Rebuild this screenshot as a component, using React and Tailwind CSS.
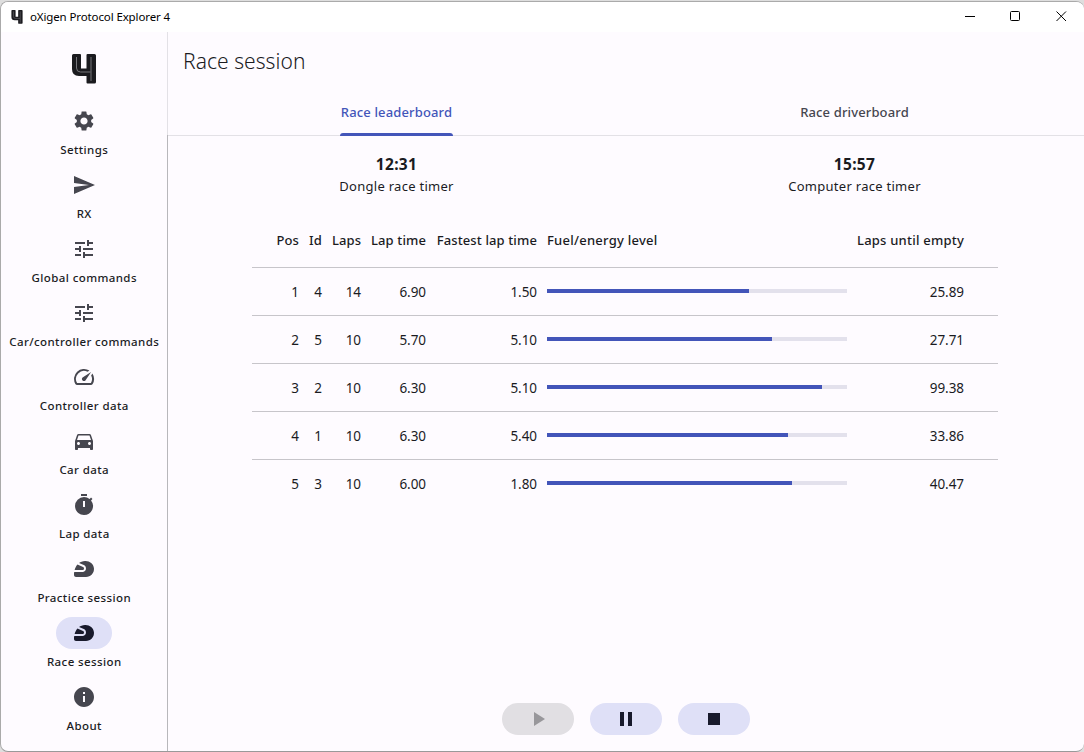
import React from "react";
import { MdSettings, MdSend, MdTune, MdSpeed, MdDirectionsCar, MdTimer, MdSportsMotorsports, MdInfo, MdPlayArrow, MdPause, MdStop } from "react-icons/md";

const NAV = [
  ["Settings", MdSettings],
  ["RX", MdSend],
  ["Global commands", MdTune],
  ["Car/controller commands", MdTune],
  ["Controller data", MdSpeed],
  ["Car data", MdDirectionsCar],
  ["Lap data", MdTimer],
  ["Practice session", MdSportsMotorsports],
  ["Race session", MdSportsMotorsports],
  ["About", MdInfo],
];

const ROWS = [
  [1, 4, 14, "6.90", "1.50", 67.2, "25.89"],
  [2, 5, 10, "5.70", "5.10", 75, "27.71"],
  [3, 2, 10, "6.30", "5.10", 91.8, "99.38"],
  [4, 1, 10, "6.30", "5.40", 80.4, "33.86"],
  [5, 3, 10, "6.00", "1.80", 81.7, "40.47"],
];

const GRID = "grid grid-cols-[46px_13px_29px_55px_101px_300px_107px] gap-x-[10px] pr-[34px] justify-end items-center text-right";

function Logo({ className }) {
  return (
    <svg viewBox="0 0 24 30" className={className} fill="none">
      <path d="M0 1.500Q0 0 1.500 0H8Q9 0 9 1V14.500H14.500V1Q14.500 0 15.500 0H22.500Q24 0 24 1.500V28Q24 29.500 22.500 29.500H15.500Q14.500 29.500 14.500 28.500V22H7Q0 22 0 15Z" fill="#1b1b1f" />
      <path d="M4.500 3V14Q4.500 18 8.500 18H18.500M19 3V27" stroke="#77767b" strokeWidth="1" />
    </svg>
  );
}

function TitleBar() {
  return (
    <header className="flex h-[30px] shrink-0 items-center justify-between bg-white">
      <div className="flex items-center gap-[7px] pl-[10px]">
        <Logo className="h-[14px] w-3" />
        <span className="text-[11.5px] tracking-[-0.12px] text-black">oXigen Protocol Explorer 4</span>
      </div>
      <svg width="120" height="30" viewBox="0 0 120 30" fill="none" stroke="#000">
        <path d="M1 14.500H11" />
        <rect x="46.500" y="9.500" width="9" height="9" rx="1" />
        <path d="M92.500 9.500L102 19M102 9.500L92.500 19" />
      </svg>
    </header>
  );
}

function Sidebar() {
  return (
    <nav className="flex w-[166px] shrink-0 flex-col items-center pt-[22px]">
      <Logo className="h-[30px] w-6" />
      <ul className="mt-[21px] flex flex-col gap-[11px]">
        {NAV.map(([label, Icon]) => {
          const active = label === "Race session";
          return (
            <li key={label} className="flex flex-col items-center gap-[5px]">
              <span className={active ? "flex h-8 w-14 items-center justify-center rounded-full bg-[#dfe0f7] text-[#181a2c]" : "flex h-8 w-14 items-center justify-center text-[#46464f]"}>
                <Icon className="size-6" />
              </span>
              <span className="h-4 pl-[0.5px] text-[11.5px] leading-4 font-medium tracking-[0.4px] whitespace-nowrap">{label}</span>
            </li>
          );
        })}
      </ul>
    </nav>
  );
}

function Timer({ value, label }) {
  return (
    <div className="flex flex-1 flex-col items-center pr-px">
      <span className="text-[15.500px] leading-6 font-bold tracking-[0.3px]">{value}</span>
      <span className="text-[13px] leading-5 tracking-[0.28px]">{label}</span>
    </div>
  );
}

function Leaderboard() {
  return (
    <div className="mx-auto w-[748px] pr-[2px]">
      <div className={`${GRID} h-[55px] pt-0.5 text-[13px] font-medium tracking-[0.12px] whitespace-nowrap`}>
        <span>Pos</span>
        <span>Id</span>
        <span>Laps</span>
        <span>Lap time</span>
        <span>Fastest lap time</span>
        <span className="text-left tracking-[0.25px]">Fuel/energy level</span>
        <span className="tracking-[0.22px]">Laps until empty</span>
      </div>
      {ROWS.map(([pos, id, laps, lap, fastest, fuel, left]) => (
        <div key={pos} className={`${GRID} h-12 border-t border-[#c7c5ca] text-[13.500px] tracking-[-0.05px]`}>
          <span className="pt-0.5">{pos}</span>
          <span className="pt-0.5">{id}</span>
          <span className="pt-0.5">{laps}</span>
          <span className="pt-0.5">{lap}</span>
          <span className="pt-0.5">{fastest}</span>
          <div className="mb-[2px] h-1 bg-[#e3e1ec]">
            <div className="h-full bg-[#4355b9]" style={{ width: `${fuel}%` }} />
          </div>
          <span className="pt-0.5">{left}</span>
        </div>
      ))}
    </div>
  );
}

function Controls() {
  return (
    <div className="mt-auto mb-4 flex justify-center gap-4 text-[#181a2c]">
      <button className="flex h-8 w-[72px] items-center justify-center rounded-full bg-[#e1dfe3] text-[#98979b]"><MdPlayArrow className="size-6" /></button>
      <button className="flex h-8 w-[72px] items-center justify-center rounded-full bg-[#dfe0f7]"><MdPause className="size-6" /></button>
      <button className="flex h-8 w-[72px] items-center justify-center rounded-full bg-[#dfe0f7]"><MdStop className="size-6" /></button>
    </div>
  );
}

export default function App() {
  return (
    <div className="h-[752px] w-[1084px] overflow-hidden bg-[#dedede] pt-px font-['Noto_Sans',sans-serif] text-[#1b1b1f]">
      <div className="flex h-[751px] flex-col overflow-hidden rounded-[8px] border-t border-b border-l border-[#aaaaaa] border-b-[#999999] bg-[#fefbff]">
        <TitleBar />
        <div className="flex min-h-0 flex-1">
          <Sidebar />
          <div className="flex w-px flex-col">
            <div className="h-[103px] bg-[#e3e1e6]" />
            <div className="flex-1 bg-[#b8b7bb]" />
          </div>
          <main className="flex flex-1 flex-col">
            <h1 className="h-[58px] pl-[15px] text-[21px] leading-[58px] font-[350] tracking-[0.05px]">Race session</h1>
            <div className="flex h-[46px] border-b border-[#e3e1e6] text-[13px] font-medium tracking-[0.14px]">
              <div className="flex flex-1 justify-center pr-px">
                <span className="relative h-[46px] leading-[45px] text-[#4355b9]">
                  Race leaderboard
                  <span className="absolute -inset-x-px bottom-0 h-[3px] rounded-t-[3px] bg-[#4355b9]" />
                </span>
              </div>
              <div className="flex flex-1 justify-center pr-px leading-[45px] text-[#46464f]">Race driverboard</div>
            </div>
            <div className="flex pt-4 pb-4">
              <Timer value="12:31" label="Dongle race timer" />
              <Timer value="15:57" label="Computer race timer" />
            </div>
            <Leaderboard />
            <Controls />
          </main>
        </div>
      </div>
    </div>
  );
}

* * *

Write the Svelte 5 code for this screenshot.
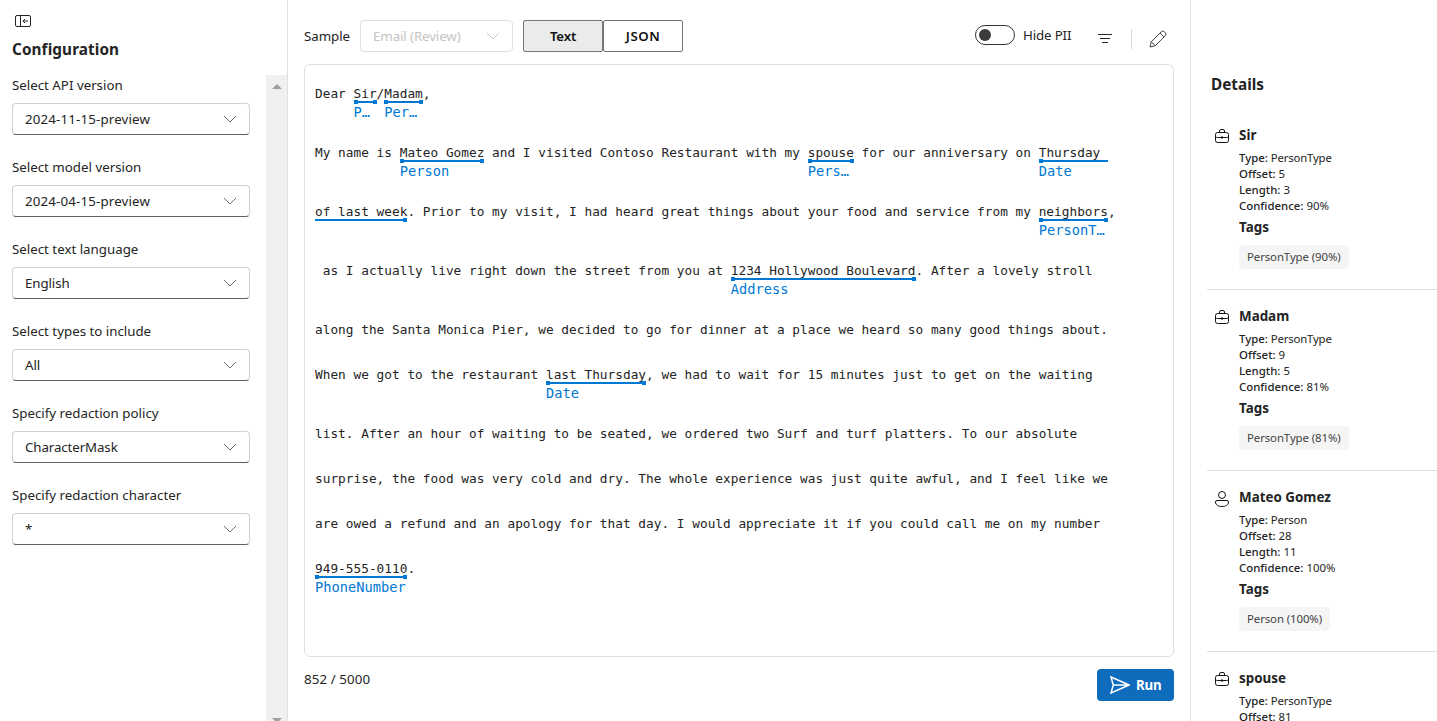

- _STATED EXERCISE_:
Take the lines from the one holding "Rebuild this screenshot" to the one holding "MdPlayArrow, MdPause, MdStop", both lines included, and give them again exactly, with no pictures.

- _SOLUTION TO THE PROBLEM_:
Rebuild this screenshot as a component, using React and Tailwind CSS.
import React from "react";
import { MdSettings, MdSend, MdTune, MdSpeed, MdDirectionsCar, MdTimer, MdSportsMotorsports, MdInfo, MdPlayArrow, MdPause, MdStop } from "react-icons/md";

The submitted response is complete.